Unfortunately the open source driver is not in a state that offers consistent quality across releases. Regressions are not an exception.

The proprietary driver features all 2D functionalities that are also supported by the open driver. Additionally it provides an AMD proprietary interface for altering modes and output parameters through 'atieventsd' and a GUI both of which are installed along with the driver.

The proprietary driver offers an enterpriese grade OpenGL implementation with shader support. It used to be based on the framework provided by the Mesa project so that this driver plugged into Mesa's libGL seamlessly like other DRI drivers. Today however AMD ships its own version of libG, requiring distributors to exchange the existing library depending on which driver is installed.

Today the ATI driver supports chipset generations ranging from R300 to R500. AMD undergoes huge efforts to work with Linux vendors to track issues about this driver reported to them. Older generations of ATI chips are supported by a separate proprietary driver. AMD does not provide maintenance for this driver any more.

The ATI proprietary drivers are somewhat hampered by ongoing changes in the kernel-internal ABI and changes in the behavior of kernel subsystems.

Linux vendors are unable to include proprietary drivers as shipped by AMD in any of their products, to avoid violating the General Public License v2 (GPLv2) of the Linux kernel. This license disallows creation of derived work from code under it if the source code of binary modules to be linked with cannot be made public under conditions compatible with it.

To accommodate customers who need to rely on the proprietary driver, NOVELL designed a third party

installation/update mechanism which allows to load this driver from a web server on the Internet which is not hosted by NOVELL.

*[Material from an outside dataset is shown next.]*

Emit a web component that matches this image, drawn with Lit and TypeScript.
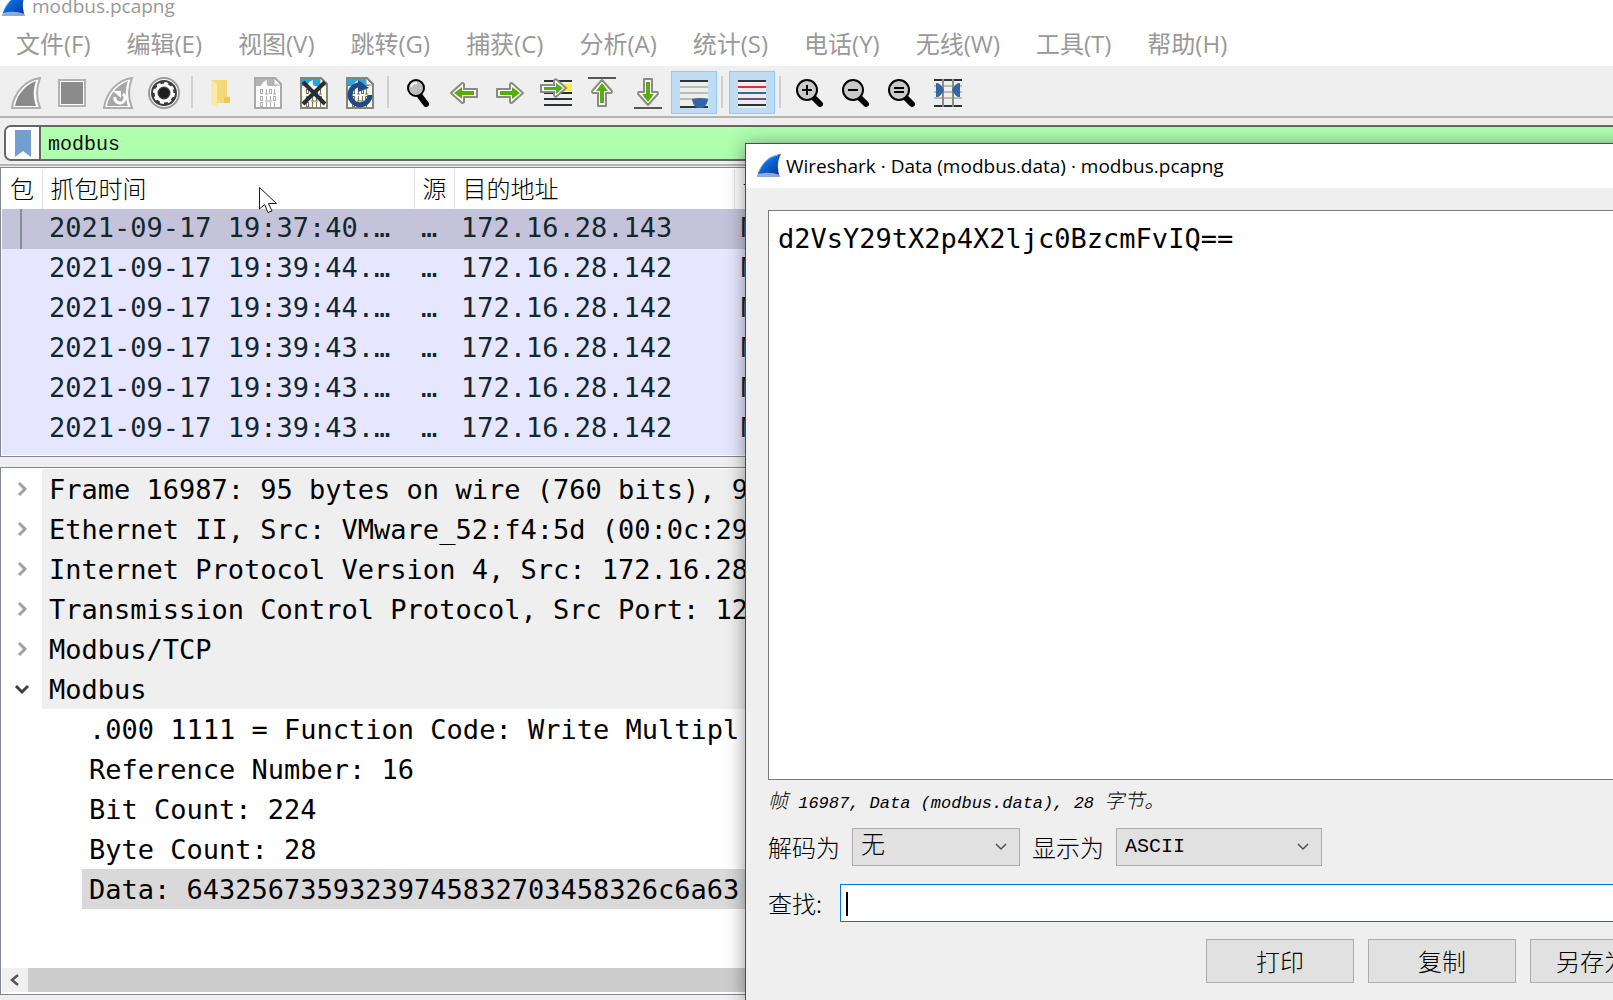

In the past ATI has supported the development efforts of the open source community and provided some documentation under NDA to develop the open source driver. Explicit permission was given to publish the derived code. This practice has been discontinued since the release of the R300 chipset generation.

The decision to no longer provide any specifications for open source driver development has led to some criticism by the open source community. The lack of availability of an open driver for AMD's latest chipset generation is partially to blame for the decreasing market share of ATI products in the Linux market.

  1. GAP Analysis

  1. No driver support is available on Linux for the R600 series of ATI chipsets that marks the latest generation in state-of-the-art graphics hardware available from AMD.

  2. Open driver support is available only up to the R400 generation of ATI hardware.

  3. The open driver for ATI RADEON suffers from frequent regressions.

  4. The open driver for ATI hardware is lacking important functionalities or have suboptimal implementations (like video playback and 3D support).

  5. Documentation for ATI hardware for open source drivers is only available up to the R200 series of hardware.

  6. Supported proprietary drivers from AMD are only available for the R300 to R500 series. Drivers for earlier generations are available without support. Proprietary binary-only drivers still suffer from changes in the kernel-internal APIs and wrongly expect specific behavior of kernel subsystems which is not always maintained.

  7. Proprietary driver modules for the Linux kernel cannot be shipped by Linux vendors due to GPL violation issues.

Desired goals:

  1. Provide an open source driver with full support for the latest generations of ATI hardware

    including new chipset versions of the same generation.

  2. Improve the quality of the open source driver for older hardware generations.

  3. Add missing support for already released series of ATI hardware to the open source driver including support for video playback and 3D (with programmable shader support).

  4. Provide specification and programming documentation for graphics chipsets for the development of an open source driver to the open source community including specification updates for new chips of the same series including erratas.

  5. Continue to implement open source drivers and publication of specifications for future generation chipsets.

Minimal goals:

  1. Provide a basic 2D driver for the latest generation of ATI hardware with at least minimal 3D client side (libGL) support at least sufficient to accelerate a state-of-the-art desktop.

  2. Release specifications and programming documentation for 2D functionalities like hardware initialization, mode setting, support for different outputs (VGA and DVI), hardware overlays and sprites as well as 2D acceleration for old and current generations of hardware to the open source community under a non-disclosure agreement which is available to any open source developer allowing him to distribute code under an open source license.

  3. Provide a kernel driver which is compatible with the GNU Public License V2.